The Reserve Bank last week kept the Official Cash Rate at 5.5% while also saying another hike was possible for 2024 and that rates might only be cut in 2025.
While no change to the cash rate was expected, the comments surprised.
They not only dampened mortgage holders’ hopes for rate falls but were also treated with scepticism by banks and some economists.
Basically, the markets did not believe the Reserve Bank. They looked at what was happening overseas, especially in the United States. China is facing deflation, oil prices have been stable and shipping rates and supply chain issues have settled.
What is called bank "two-year swap rates" fell from early last week.
Independent economist Tony Alexander said he thought the talk of raising the cash rate next year was just a threat. Others thought the Reserve Bank was bluffing, endeavouring to "jawbone" down demand to help cool inflation.
The Reserve Bank argues that employment is beyond sustainable levels pushing up labour costs. Record immigration was stimulating demand — notably on rents and house prices.
Inflation continued to be far too high.
It also said financial and structural policies were needed that would help counter inflation and even out imbalances "rather than adding to demand via tax cuts or other non-targeted subsidies".
This all illustrates the uncertainty and choppy seas ahead. The economy, and by extension the economic wellbeing of the country and individuals, depends on successfully sailing ahead.
All adjustments to the sails, as well as external wind shifts, have a series of implications.
Finance Minister Nicola Willis will be well aware of the need to seek the correct balance as her pre-Christmas mini-budget is prepared and as other policies are introduced.
Take the tax cuts to which National is politically committed. Clearly, putting more money into people’s pockets — albeit a relatively small amount and insufficient to compensate for the tax increases through tax-bracket creep over the past several years — will add to inflationary pressure.

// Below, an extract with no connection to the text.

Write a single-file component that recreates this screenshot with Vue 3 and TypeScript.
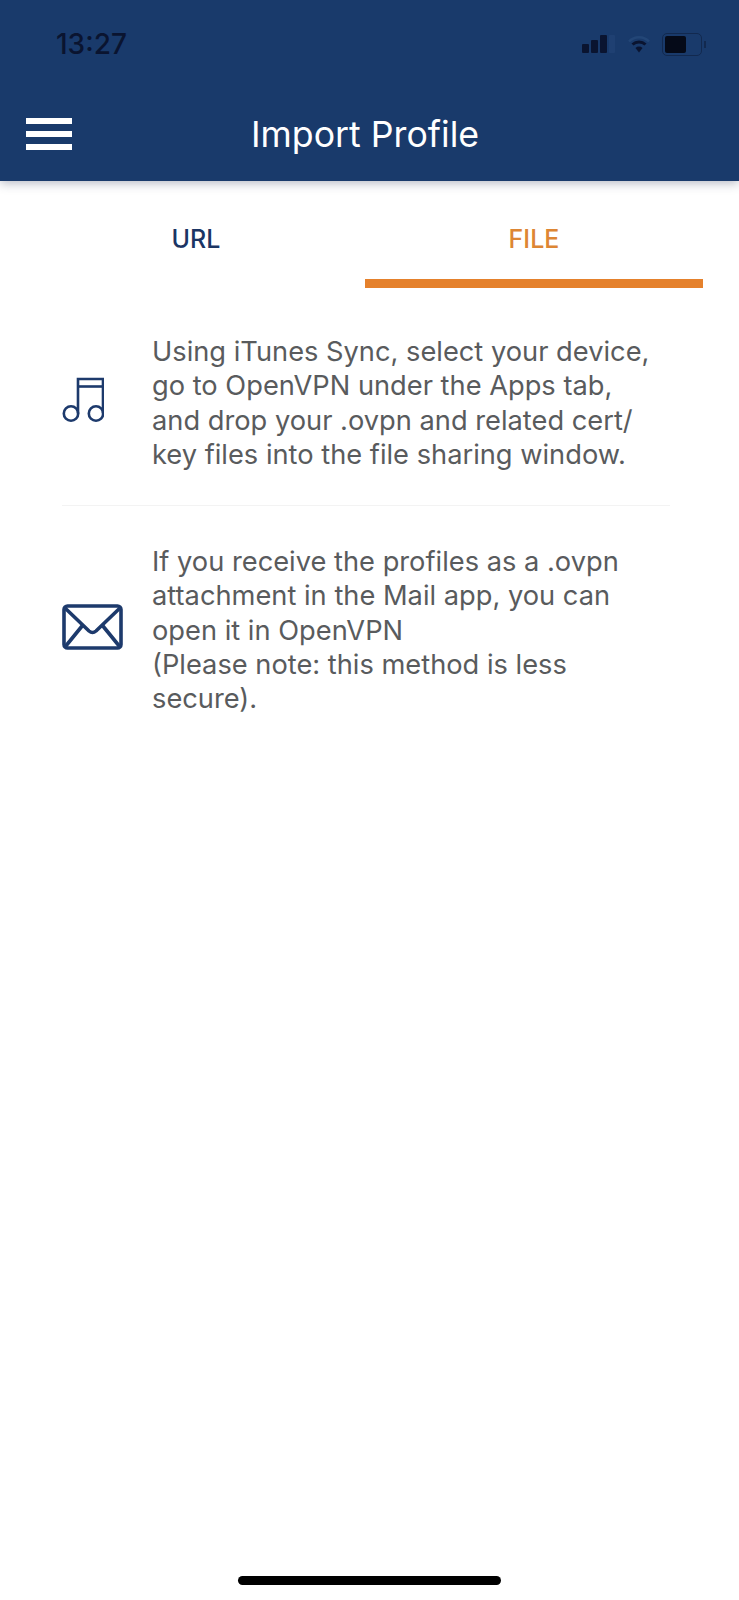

The coalition therefore had to try to reduce its spending and the volume of the already sizeable deficit. How successful will those efforts be? How difficult will it be to cut the size of the public service?
Likewise, the changes in tax deductibility rules for landlords have an obvious fiscal impact on the government because of less tax revenue.
What, though, might be the effect on house prices? Will high mortgage rates — still flowing through to borrowers — be a sufficient drag on the increases beginning to be observed?
But, because of the excessive building costs in New Zealand, are higher house prices now necessary again to rejuvenate the slowdown in new-house building?
In turn, more homes should mean less upward house price pressures.
Another dilemma is that the government needs unemployment to rise to ameliorate inflationary wage-price spiral effects. But with increasing unemployment and less spending comes less income tax and less GST as well as increased welfare spending. Every government decision has economic, as well as political and often social, ramifications — directly and indirectly.
Then there is so much outside the government’s control. Might El Nino weather reduce agricultural production and slow the economy and therefore reduce inflation? Might commodity price falls do the same thing?
The Global Financial Crisis of 2007-08, the Canterbury earthquakes and Covid are prime examples. The Covid inflation stimulation and debt hangover still reverberate heavily.
Governments do their best to blame previous administrations. Ms Willis has already said: "The outgoing government has left us with some nasty surprises."
She added: "There are some fiscal risks that are pretty significant that we’re going to have to work hard to manage."
There are indeed. The future of her government and the prosperity of New Zealand will depend on that management.